Frieda Belinfante was definitely multi-talented: she was a leading musician and one of the first Dutch female conductors. But she was also a resistance activist, a great teacher, she made delicious jams, and she was a master forger. And she was a member of the LHBTQ+ community, which was being persecuted during the war. Anyone who delves into her life will see that she was authentic. Unlike many social media influencers today, she was not trying to be someone else or portray an image. She knew who she was: her true self. She tried to act, help, save people, study, create, teach, play music and lead where she could. And when there were no opportunities in the Netherlands for her to do that, she left the country, only to be forgotten by it. In the United States, where she ended up living, she did not share much about her past.  

Toni Bouman, biograaf

‘She was a woman who was ready to tackle whatever challenges and opportunities came her way, [...] and whose moral compass was spot-on’

The Belinfante family 
Frieda Belinfante was born in the heart of Amsterdam; she was the third girl in the family. She had two older sisters: Dolly and Renée. Dolly died at a young age due to complications from appendicitis. Her parents had hoped for a boy, but he did not come into the world until after Frieda. His name was Bob. He and his wife committed suicide at the start of the war. ‘I was a bit rough-and-tumble, but I wasn’t a boy.’ Frieda’s father was Ary (Aron) Belinfante, who was the leader of a music school and a concert pianist. He was of Jewish descent. The children were given musical training: Dolly played violin, Renée played piano and Frieda played cello. ‘My father looked at our hands,’ Renée explained later, ‘but he didn’t look all that well, because Frieda had much smaller hands than I did. To play cello, you need giant paws. Frie always struggled with that instrument.’ 

 

Frida met sigaar
Frieda Belinfante in 1943
Frieda
Frieda Belinfante with cello

Rude career interruption 

Frieda found work as a cellist at Haarlemsche Orkest Vereeniging – conducted by Eduard van Beinum – and joined Het Amsterdamsch Trio. The other two members of this trio were composer Henriëtte Bosmans and flautist Johan Feltkamp. Frieda lived with Bosmans as her partner for some time in the 1920s and was married to Feltkamp for a few years in the 1930s. ‘Henriëtte Bosmans was a lonely person. She took more than she gave,’ Belinfante explained, ‘but I didn’t mind, because I had an abundance of admiration to offer.’ 

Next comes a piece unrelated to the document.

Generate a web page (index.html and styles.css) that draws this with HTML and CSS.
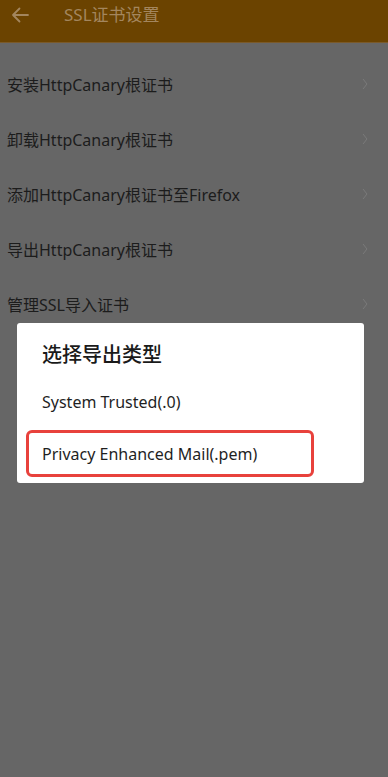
FILE: index.html
```html
<!DOCTYPE html>
<html lang="zh">
<head>
<meta charset="utf-8">
<link rel="stylesheet" href="styles.css">
</head>
<body>
<div class="app">
  <header class="toolbar">
    <svg class="back" width="18" height="16" viewBox="0 0 18 16"><path d="M17 8H2M8.5 1.5L2 8l6.5 6.5" fill="none" stroke="#a3865e" stroke-width="1.8" stroke-linecap="round" stroke-linejoin="round"/></svg>
    <div class="title">SSL证书设置</div>
  </header>
  <ul class="list">
    <li class="item"><span>安装HttpCanary根证书</span><svg class="chev" width="6" height="12" viewBox="0 0 6 12"><path d="M1 1l4 5-4 5" fill="none" stroke="#7a7a7a" stroke-width="1"/></svg></li>
    <li class="item"><span>卸载HttpCanary根证书</span><svg class="chev" width="6" height="12" viewBox="0 0 6 12"><path d="M1 1l4 5-4 5" fill="none" stroke="#7a7a7a" stroke-width="1"/></svg></li>
    <li class="item"><span>添加HttpCanary根证书至Firefox</span><svg class="chev" width="6" height="12" viewBox="0 0 6 12"><path d="M1 1l4 5-4 5" fill="none" stroke="#7a7a7a" stroke-width="1"/></svg></li>
    <li class="item"><span>导出HttpCanary根证书</span><svg class="chev" width="6" height="12" viewBox="0 0 6 12"><path d="M1 1l4 5-4 5" fill="none" stroke="#7a7a7a" stroke-width="1"/></svg></li>
    <li class="item"><span>管理SSL导入证书</span><svg class="chev" width="6" height="12" viewBox="0 0 6 12"><path d="M1 1l4 5-4 5" fill="none" stroke="#7a7a7a" stroke-width="1"/></svg></li>
  </ul>
  <div class="dialog">
    <div class="dialog-title">选择导出类型</div>
    <div class="option">System Trusted(.0)</div>
    <div class="option selected">Privacy Enhanced Mail(.pem)</div>
  </div>
</div>
</body>
</html>
```
FILE: styles.css
```css
* { box-sizing: border-box; }
html, body { margin: 0; padding: 0; }
body {
  background: #666666;
  font-family: "Noto Sans", "Noto Sans CJK SC", sans-serif;
  width: 388px;
  height: 777px;
  overflow: hidden;
}
.app { position: relative; width: 388px; height: 777px; }
.toolbar {
  height: 43px;
  background: #6b4300;
  border-bottom: 1px solid #7a5a2a;
  display: flex;
  align-items: center;
  padding: 0 0 12px 11px;
}
.back { display: block; }
.title {
  margin-left: 35px;
  color: #a3865e;
  font-size: 17px;
  line-height: 20px;
}
.list { list-style: none; margin: 0; padding: 13px 0 0 0; }
.item {
  height: 55px;
  display: flex;
  align-items: center;
  justify-content: space-between;
  padding: 0 20px 0 7px;
  color: #1c1c1c;
  font-size: 16px;
}
.chev { display: block; }
.dialog {
  position: absolute;
  left: 17px;
  top: 323px;
  width: 347px;
  height: 160px;
  background: #fff;
  border-radius: 3px;
  padding: 18px 50px 0 9px;
}
.dialog-title {
  font-size: 20px;
  font-weight: 500;
  color: #1a1a1a;
  padding-left: 16px;
  line-height: 28px;
}
.option {
  font-size: 16px;
  color: #1f1f1f;
  line-height: 24px;
  padding: 0 16px;
  margin-top: 21px;
}
.option.selected {
  margin-top: 16px;
  border: 3px solid #e8413c;
  border-radius: 6px;
  height: 47px;
  display: flex;
  align-items: center;
  padding: 0 13px;
}
```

Although Bosmans wrote a cello concerto for her, Frieda realised that she would never make it big as a cellist. She started conducting the Sweelinck Orchestra of the University of Amsterdam and discovered that conducting was her great passion. She took a course with Herman Scherchen in Switzerland to perfect her conducting skills. In recognition of her abilities, she was awarded a prize: a debut engagement with the famous Orchestre de la Suisse Romande. Unfortunately, she would never get to claim her prize because the war had started. When she was forced to go into hiding after the attack on the population register, she ended up in a refugee camp in Switzerland. Her former teacher Scherchen saved her from being sent back. She settled in Winterthur.

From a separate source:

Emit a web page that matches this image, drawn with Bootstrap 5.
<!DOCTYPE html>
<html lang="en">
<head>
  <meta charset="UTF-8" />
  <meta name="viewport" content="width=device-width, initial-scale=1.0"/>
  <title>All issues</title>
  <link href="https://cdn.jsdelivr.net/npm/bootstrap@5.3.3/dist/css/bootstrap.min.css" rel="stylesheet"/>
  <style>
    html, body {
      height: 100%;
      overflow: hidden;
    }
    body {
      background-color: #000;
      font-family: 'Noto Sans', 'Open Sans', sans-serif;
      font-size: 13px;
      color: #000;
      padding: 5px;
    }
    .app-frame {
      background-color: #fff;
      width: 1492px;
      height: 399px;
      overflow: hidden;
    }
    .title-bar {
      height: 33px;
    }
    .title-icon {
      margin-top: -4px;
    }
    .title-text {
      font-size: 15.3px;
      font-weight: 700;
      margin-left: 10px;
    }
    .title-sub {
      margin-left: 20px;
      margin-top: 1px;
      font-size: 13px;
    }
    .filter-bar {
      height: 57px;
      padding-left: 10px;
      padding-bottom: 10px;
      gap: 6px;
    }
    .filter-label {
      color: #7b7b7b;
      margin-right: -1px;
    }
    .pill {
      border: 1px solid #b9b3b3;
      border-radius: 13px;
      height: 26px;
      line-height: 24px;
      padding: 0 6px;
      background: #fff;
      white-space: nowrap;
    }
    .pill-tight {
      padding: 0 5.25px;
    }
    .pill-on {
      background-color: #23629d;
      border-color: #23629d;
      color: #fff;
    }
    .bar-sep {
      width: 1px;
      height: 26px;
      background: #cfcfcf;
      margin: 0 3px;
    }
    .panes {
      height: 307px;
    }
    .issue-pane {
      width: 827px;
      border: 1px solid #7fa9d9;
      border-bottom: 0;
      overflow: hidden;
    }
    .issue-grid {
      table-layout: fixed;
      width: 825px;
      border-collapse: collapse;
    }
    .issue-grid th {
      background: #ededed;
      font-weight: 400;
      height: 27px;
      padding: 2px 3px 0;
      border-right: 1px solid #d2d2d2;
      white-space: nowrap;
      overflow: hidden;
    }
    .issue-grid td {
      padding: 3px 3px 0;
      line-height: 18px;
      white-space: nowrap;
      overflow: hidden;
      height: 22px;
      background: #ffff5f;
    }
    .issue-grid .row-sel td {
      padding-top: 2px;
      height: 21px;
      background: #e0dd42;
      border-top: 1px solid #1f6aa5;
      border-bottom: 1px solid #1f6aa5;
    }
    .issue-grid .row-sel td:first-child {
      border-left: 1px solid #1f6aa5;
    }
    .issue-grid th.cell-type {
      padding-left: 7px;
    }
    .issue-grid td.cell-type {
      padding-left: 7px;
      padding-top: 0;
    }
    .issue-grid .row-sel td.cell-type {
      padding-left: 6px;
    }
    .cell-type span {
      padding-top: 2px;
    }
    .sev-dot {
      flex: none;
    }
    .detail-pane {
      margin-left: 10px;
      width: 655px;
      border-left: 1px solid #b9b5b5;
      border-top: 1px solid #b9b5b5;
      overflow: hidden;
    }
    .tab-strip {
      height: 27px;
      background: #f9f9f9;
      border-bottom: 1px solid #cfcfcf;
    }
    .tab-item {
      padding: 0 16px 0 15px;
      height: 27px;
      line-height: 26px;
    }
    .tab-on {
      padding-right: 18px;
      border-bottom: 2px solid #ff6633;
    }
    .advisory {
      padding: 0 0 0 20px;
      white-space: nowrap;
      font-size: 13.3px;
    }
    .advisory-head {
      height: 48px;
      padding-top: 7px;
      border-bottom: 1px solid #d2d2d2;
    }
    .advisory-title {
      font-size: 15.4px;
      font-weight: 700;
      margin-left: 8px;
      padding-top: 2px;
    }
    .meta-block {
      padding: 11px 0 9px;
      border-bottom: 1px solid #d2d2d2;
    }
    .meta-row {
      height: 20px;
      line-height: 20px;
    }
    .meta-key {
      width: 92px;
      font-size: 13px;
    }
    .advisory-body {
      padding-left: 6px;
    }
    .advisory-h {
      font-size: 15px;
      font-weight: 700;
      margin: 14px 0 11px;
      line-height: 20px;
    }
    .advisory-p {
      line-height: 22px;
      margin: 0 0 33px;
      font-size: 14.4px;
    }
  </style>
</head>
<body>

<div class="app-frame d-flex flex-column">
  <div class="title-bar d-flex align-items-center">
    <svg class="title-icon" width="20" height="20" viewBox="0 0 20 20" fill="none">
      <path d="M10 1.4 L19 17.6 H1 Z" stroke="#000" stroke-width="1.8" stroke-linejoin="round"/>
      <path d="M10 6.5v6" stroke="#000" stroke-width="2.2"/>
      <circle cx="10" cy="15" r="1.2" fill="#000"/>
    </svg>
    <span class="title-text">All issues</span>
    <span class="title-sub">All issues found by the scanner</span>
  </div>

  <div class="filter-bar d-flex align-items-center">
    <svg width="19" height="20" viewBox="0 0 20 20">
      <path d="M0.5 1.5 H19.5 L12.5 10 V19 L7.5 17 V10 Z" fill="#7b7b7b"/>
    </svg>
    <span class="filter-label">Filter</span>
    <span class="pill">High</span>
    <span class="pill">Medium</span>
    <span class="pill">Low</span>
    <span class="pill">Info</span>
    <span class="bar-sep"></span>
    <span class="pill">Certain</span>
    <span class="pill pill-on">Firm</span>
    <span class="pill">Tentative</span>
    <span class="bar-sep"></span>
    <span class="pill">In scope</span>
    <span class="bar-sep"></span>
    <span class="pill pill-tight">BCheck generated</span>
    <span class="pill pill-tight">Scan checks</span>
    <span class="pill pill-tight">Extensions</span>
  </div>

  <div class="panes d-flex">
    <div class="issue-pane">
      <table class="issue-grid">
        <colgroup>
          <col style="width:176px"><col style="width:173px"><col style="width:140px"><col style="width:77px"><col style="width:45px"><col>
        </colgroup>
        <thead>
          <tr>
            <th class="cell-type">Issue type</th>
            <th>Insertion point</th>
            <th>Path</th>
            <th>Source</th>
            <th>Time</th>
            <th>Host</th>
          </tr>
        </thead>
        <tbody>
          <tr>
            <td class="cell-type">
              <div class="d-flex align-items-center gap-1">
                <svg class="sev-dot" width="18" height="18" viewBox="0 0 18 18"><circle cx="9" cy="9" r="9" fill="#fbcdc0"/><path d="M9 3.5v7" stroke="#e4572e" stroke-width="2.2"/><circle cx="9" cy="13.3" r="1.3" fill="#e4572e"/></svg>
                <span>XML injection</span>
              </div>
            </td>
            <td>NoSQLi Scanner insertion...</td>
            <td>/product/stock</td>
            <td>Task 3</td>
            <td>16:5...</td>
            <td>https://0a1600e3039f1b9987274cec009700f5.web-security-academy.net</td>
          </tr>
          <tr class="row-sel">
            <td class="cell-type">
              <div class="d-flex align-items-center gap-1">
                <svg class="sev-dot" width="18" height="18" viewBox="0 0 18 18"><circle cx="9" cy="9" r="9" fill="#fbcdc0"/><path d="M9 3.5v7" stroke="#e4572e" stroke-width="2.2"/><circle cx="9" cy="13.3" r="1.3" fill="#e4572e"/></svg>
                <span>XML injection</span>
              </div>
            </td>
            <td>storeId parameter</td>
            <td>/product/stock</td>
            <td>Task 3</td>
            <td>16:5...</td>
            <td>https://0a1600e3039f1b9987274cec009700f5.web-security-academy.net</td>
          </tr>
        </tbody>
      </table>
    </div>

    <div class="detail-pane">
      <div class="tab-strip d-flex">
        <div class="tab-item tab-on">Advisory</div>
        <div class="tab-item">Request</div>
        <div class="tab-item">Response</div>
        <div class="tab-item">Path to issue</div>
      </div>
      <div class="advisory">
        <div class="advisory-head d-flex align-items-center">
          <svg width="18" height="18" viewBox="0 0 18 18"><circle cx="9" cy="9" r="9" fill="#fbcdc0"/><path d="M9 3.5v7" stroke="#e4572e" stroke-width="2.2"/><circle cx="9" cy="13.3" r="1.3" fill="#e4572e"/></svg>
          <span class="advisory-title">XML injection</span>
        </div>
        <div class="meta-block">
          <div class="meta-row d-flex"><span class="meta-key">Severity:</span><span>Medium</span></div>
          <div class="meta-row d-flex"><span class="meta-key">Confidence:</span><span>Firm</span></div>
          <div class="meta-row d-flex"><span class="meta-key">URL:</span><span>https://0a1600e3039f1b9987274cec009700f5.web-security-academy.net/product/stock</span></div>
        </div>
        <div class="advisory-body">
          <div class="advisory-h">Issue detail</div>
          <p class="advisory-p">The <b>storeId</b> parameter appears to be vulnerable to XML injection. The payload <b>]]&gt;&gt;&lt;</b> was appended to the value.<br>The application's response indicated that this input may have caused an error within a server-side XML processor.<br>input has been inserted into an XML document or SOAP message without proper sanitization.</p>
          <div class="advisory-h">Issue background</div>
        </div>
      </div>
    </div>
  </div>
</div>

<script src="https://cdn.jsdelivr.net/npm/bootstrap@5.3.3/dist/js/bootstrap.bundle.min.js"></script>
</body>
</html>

Return to the Netherlands 
Life for Frieda must have been extremely hard after her repatriation: family members had died, friends were gone for ever. Her return to the Netherlands was an utter disappointment. While she was touted as an exceptionally promising conductor in the Netherlands before the war, she struggled to find work after the war had ended. Artists who had collaborated with the occupying forces during the war mostly just went on working after 1945. ‘No one talked about the past. Everyone was doing their own thing, trying to make money. We thought everything would be better, but nothing had changed. I just couldn’t enjoy my work any more.’ Frieda Belinfante left the Netherlands in 1947. She first went to New York and then travelled all over the United States: ‘It felt like a new beginning. No one there knew what the Netherlands had been through during the war.’    

Hollywood
A new career, the love of her life, happiness: that is what Frieda found on the West Coast of the United States. She conducted an orchestral ensemble of Hollywood studio musicians who were craving to play the scores of the great composers. She was the first woman in the world to be appointed resident conductor of a philharmonic. She taught and had a great impact on the people around her. She became a success story, which is why it is shocking that – despite a number of documentaries about her and an excellent biography – Frieda Belinfante, who died in 1995, was so easily forgotten in the Netherlands as a resistance activist and a conductor. 

Frieda Belinfante : One Woman Musical 

In 2022, writer Sietse Remmers, composer Frank Irving, director Sytske van der Ster, and actress and singer Esther Lindenbergh developed a first version of a musical theatre performance about Frieda Belinfante. Dutch National Opera decided to present a long-form version with live musical accompaniment, as part of the Theater Na de Dam programme. Composer Leonard Evers created expansive compositions and took on the opera’s musical coordination. In Frieda Belinfante, Lindenbergh takes the audience on a journey through Frieda’s life, accompanied by the Chekhov Trio. Over the course of 75 minutes, we catch a glimpse of her childhood years in Amsterdam, her sexual awakening, the wartime years, her subsequent depression, and her new life in the United States, where she carved out a successful career as a conductor and met the love of her life.